■ DIRECTIONS FOR THIS TASK ■
Output the lines exactly, from the one where "Write a component" appears through the one where "</DataTable>" appears. Images are left out.

--

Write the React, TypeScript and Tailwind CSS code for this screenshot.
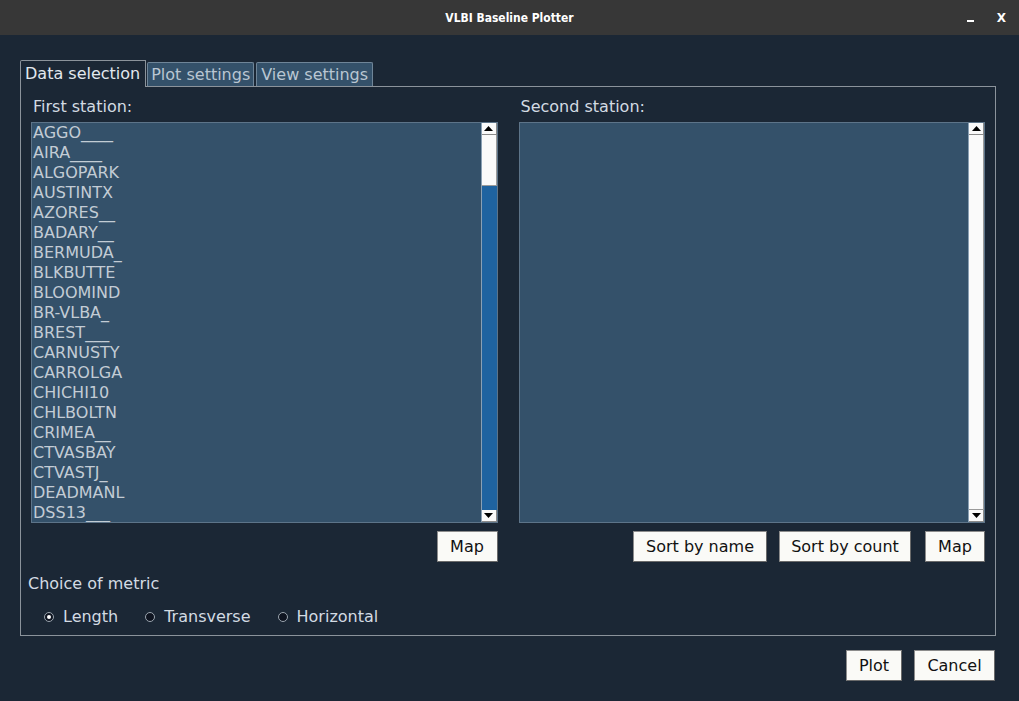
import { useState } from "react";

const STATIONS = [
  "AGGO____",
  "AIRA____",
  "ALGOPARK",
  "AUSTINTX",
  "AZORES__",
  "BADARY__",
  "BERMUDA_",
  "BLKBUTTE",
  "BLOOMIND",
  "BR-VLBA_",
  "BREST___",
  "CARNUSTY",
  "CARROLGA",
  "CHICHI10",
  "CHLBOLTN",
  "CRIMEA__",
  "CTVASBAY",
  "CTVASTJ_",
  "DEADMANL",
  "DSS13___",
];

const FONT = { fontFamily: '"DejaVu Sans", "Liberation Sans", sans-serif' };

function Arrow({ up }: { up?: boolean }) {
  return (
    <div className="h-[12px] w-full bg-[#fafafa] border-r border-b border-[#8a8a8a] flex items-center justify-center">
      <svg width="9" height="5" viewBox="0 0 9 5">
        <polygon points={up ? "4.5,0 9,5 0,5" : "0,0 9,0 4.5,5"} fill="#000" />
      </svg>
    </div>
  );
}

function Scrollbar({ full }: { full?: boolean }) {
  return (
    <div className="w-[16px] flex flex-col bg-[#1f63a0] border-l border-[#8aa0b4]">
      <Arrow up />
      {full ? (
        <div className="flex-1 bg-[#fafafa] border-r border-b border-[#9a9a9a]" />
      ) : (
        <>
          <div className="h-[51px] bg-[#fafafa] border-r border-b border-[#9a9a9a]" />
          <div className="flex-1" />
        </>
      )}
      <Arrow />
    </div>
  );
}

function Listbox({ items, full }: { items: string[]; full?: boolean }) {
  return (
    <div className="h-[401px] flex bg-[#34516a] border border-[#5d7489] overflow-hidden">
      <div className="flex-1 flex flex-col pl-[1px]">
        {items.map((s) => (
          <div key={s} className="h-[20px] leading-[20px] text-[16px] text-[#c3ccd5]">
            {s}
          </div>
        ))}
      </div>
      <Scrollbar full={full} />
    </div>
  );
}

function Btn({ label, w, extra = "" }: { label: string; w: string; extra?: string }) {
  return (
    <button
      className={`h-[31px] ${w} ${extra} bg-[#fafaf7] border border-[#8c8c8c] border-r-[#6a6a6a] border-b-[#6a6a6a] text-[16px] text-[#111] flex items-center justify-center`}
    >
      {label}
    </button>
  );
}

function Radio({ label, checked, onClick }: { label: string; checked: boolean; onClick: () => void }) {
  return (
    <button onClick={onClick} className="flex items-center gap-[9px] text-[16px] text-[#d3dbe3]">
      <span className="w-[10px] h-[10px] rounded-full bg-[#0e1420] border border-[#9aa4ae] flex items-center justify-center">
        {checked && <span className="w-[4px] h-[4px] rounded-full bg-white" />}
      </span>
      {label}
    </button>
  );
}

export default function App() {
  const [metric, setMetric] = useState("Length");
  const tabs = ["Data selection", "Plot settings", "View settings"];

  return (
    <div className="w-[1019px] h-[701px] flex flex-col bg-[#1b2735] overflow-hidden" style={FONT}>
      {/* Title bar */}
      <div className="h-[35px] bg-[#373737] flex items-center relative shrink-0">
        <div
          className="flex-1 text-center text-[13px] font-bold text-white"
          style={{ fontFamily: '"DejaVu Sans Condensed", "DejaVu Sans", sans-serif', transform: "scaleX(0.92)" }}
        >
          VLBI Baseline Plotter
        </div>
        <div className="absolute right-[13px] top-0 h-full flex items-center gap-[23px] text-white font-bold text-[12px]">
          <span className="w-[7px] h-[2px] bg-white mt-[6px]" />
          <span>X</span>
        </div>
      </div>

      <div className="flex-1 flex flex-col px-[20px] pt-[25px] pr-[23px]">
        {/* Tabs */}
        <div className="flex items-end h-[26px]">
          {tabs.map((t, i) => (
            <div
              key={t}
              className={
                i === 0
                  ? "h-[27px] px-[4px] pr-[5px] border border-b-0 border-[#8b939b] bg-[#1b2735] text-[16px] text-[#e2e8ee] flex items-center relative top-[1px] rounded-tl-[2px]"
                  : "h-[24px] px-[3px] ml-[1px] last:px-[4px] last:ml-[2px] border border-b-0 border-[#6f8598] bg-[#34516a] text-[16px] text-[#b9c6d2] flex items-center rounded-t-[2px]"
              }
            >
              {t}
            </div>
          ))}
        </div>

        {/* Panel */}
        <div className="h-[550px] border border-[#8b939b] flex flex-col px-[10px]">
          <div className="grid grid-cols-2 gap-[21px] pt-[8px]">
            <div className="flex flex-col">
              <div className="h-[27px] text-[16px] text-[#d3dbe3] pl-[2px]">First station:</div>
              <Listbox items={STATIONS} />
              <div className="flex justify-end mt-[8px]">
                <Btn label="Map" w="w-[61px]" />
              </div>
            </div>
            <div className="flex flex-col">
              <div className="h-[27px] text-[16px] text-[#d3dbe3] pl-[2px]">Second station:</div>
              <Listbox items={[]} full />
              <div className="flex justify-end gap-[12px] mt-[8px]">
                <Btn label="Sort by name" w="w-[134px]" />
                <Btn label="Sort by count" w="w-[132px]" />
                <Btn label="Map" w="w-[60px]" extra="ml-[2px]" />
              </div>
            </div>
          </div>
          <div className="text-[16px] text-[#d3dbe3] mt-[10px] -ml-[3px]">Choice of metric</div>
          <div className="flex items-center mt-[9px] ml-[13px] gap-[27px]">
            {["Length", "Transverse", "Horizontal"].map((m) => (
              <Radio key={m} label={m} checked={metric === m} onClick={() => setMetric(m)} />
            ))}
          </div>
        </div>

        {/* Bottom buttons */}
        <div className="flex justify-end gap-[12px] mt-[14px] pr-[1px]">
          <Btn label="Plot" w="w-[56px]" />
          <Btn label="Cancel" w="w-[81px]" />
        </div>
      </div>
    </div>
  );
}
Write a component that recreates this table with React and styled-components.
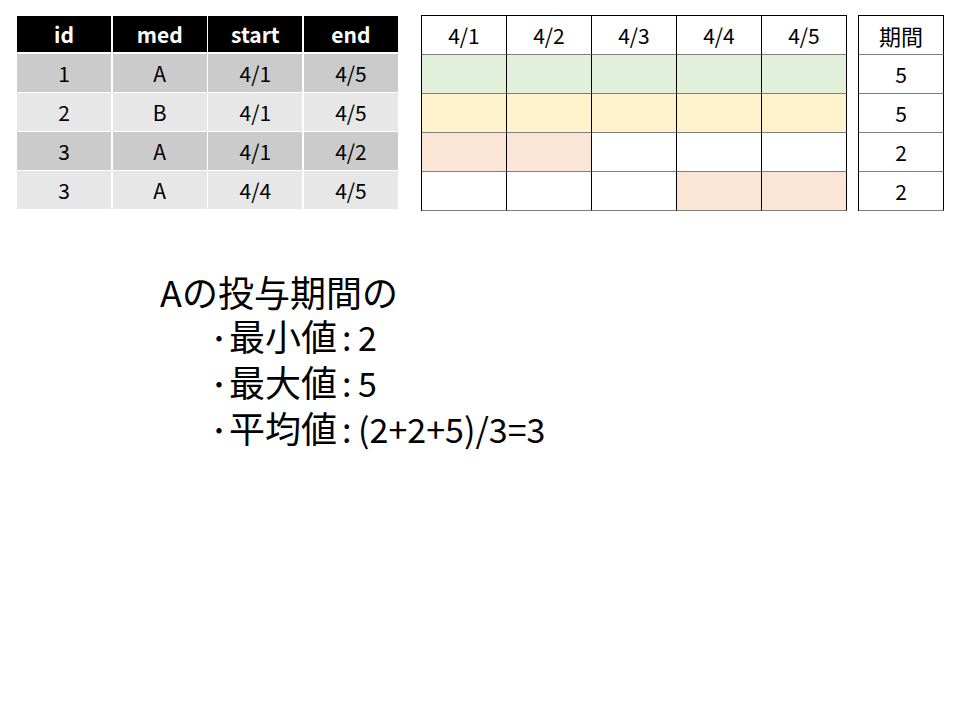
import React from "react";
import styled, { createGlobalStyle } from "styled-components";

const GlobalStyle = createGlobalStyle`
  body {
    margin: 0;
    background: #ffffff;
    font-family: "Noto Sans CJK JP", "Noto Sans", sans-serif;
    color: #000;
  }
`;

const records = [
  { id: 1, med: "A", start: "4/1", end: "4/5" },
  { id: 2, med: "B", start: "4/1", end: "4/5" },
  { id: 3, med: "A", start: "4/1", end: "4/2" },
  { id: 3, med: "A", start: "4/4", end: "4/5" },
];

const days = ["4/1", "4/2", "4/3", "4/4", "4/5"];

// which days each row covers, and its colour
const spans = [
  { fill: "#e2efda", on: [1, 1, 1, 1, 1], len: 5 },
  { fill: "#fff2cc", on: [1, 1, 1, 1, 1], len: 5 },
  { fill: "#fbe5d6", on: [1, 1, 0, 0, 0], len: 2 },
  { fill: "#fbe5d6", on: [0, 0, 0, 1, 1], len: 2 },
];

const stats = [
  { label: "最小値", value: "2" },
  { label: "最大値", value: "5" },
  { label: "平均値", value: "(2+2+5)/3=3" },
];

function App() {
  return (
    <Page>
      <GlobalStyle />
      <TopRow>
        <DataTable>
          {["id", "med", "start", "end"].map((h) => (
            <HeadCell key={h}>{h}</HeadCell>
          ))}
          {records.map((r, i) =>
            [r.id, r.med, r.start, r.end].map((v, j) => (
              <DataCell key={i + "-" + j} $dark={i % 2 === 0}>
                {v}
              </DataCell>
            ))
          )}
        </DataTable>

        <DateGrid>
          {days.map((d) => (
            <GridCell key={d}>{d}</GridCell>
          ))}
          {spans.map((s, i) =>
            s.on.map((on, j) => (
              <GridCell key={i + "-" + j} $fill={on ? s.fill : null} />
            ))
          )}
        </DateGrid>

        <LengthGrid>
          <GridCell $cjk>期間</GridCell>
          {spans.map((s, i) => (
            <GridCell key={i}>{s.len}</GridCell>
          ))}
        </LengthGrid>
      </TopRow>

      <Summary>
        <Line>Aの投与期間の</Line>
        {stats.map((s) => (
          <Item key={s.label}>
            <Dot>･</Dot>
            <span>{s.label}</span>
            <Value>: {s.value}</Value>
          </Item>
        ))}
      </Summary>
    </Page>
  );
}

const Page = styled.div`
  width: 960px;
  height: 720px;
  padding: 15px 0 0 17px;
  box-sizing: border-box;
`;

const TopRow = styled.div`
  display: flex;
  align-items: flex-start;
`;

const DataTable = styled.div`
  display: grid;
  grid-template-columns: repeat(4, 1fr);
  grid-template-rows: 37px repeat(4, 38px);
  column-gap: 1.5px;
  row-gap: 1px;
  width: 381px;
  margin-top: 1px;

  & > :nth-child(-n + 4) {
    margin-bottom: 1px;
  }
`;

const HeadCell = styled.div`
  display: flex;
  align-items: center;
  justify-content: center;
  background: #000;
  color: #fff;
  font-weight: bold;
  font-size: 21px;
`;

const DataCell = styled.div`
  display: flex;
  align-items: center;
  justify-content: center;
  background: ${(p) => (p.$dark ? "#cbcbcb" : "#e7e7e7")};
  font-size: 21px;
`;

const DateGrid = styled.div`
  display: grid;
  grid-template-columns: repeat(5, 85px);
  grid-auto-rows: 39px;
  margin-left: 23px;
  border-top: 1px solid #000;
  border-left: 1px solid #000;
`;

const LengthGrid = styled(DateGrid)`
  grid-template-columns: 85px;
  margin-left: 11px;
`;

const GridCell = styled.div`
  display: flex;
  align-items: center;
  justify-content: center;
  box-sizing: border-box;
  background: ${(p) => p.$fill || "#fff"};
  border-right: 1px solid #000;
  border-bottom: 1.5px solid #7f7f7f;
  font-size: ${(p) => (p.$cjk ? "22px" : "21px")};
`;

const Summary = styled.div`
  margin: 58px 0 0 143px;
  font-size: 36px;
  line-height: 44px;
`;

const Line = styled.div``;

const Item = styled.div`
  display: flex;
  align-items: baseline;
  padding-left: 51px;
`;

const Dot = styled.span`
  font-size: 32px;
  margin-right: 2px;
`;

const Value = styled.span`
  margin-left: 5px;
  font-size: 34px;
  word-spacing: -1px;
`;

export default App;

--

■ SOLVED EXERCISE ■
Write a component that recreates this table with React and styled-components.
import React from "react";
import styled, { createGlobalStyle } from "styled-components";

const GlobalStyle = createGlobalStyle`
  body {
    margin: 0;
    background: #ffffff;
    font-family: "Noto Sans CJK JP", "Noto Sans", sans-serif;
    color: #000;
  }
`;

const records = [
  { id: 1, med: "A", start: "4/1", end: "4/5" },
  { id: 2, med: "B", start: "4/1", end: "4/5" },
  { id: 3, med: "A", start: "4/1", end: "4/2" },
  { id: 3, med: "A", start: "4/4", end: "4/5" },
];

const days = ["4/1", "4/2", "4/3", "4/4", "4/5"];

// which days each row covers, and its colour
const spans = [
  { fill: "#e2efda", on: [1, 1, 1, 1, 1], len: 5 },
  { fill: "#fff2cc", on: [1, 1, 1, 1, 1], len: 5 },
  { fill: "#fbe5d6", on: [1, 1, 0, 0, 0], len: 2 },
  { fill: "#fbe5d6", on: [0, 0, 0, 1, 1], len: 2 },
];

const stats = [
  { label: "最小値", value: "2" },
  { label: "最大値", value: "5" },
  { label: "平均値", value: "(2+2+5)/3=3" },
];

function App() {
  return (
    <Page>
      <GlobalStyle />
      <TopRow>
        <DataTable>
          {["id", "med", "start", "end"].map((h) => (
            <HeadCell key={h}>{h}</HeadCell>
          ))}
          {records.map((r, i) =>
            [r.id, r.med, r.start, r.end].map((v, j) => (
              <DataCell key={i + "-" + j} $dark={i % 2 === 0}>
                {v}
              </DataCell>
            ))
          )}
        </DataTable>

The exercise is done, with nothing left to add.